--- Data lines ---
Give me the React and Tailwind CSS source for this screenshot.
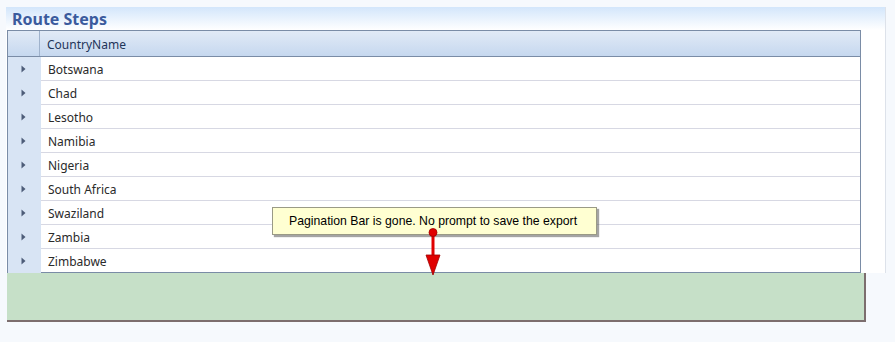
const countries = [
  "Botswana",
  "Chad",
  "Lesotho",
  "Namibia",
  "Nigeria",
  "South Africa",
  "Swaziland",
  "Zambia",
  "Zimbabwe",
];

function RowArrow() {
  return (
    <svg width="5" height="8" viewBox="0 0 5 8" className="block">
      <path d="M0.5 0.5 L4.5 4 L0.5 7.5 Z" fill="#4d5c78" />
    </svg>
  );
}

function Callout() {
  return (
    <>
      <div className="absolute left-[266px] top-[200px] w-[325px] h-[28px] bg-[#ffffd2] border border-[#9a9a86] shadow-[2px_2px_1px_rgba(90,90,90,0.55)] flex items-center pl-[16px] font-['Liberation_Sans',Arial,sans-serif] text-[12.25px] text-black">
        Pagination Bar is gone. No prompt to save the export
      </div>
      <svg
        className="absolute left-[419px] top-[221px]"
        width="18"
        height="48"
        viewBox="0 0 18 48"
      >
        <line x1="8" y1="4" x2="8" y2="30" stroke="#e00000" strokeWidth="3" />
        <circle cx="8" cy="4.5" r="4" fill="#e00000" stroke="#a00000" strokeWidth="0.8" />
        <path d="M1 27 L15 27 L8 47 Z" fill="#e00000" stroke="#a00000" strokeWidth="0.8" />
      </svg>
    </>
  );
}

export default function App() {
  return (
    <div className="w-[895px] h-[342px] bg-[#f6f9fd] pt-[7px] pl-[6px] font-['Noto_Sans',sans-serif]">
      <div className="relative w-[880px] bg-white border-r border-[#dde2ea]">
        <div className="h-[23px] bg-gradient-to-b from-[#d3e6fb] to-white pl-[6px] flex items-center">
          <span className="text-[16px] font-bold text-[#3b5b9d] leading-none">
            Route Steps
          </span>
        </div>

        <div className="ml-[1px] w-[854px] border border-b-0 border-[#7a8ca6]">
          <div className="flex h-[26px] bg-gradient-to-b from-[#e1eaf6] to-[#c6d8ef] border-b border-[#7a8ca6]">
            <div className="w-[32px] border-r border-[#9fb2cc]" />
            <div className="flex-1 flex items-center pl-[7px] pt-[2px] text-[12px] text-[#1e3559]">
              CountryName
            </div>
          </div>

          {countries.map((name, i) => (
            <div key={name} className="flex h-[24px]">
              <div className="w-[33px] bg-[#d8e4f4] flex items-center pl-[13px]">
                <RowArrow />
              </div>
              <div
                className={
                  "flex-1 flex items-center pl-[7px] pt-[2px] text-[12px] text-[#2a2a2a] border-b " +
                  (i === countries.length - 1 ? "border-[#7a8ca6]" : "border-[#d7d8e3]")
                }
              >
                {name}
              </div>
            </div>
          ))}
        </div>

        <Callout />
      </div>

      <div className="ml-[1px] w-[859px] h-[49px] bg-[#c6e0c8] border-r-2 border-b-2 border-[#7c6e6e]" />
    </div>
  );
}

--- Problem to solve ---
Transcribe all of the material exactly, leaving out whatever pictures it contains.

--- Task result ---
Give me the React and Tailwind CSS source for this screenshot.
const countries = [
  "Botswana",
  "Chad",
  "Lesotho",
  "Namibia",
  "Nigeria",
  "South Africa",
  "Swaziland",
  "Zambia",
  "Zimbabwe",
];

function RowArrow() {
  return (
    <svg width="5" height="8" viewBox="0 0 5 8" className="block">
      <path d="M0.5 0.5 L4.5 4 L0.5 7.5 Z" fill="#4d5c78" />
    </svg>
  );
}

function Callout() {
  return (
    <>
      <div className="absolute left-[266px] top-[200px] w-[325px] h-[28px] bg-[#ffffd2] border border-[#9a9a86] shadow-[2px_2px_1px_rgba(90,90,90,0.55)] flex items-center pl-[16px] font-['Liberation_Sans',Arial,sans-serif] text-[12.25px] text-black">
        Pagination Bar is gone. No prompt to save the export
      </div>
      <svg
        className="absolute left-[419px] top-[221px]"
        width="18"
        height="48"
        viewBox="0 0 18 48"
      >
        <line x1="8" y1="4" x2="8" y2="30" stroke="#e00000" strokeWidth="3" />
        <circle cx="8" cy="4.5" r="4" fill="#e00000" stroke="#a00000" strokeWidth="0.8" />
        <path d="M1 27 L15 27 L8 47 Z" fill="#e00000" stroke="#a00000" strokeWidth="0.8" />
      </svg>
    </>
  );
}

export default function App() {
  return (
    <div className="w-[895px] h-[342px] bg-[#f6f9fd] pt-[7px] pl-[6px] font-['Noto_Sans',sans-serif]">
      <div className="relative w-[880px] bg-white border-r border-[#dde2ea]">
        <div className="h-[23px] bg-gradient-to-b from-[#d3e6fb] to-white pl-[6px] flex items-center">
          <span className="text-[16px] font-bold text-[#3b5b9d] leading-none">
            Route Steps
          </span>
        </div>

        <div className="ml-[1px] w-[854px] border border-b-0 border-[#7a8ca6]">
          <div className="flex h-[26px] bg-gradient-to-b from-[#e1eaf6] to-[#c6d8ef] border-b border-[#7a8ca6]">
            <div className="w-[32px] border-r border-[#9fb2cc]" />
            <div className="flex-1 flex items-center pl-[7px] pt-[2px] text-[12px] text-[#1e3559]">
              CountryName
            </div>
          </div>

          {countries.map((name, i) => (
            <div key={name} className="flex h-[24px]">
              <div className="w-[33px] bg-[#d8e4f4] flex items-center pl-[13px]">
                <RowArrow />
              </div>
              <div
                className={
                  "flex-1 flex items-center pl-[7px] pt-[2px] text-[12px] text-[#2a2a2a] border-b " +
                  (i === countries.length - 1 ? "border-[#7a8ca6]" : "border-[#d7d8e3]")
                }
              >
                {name}
              </div>
            </div>
          ))}
        </div>

        <Callout />
      </div>

      <div className="ml-[1px] w-[859px] h-[49px] bg-[#c6e0c8] border-r-2 border-b-2 border-[#7c6e6e]" />
    </div>
  );
}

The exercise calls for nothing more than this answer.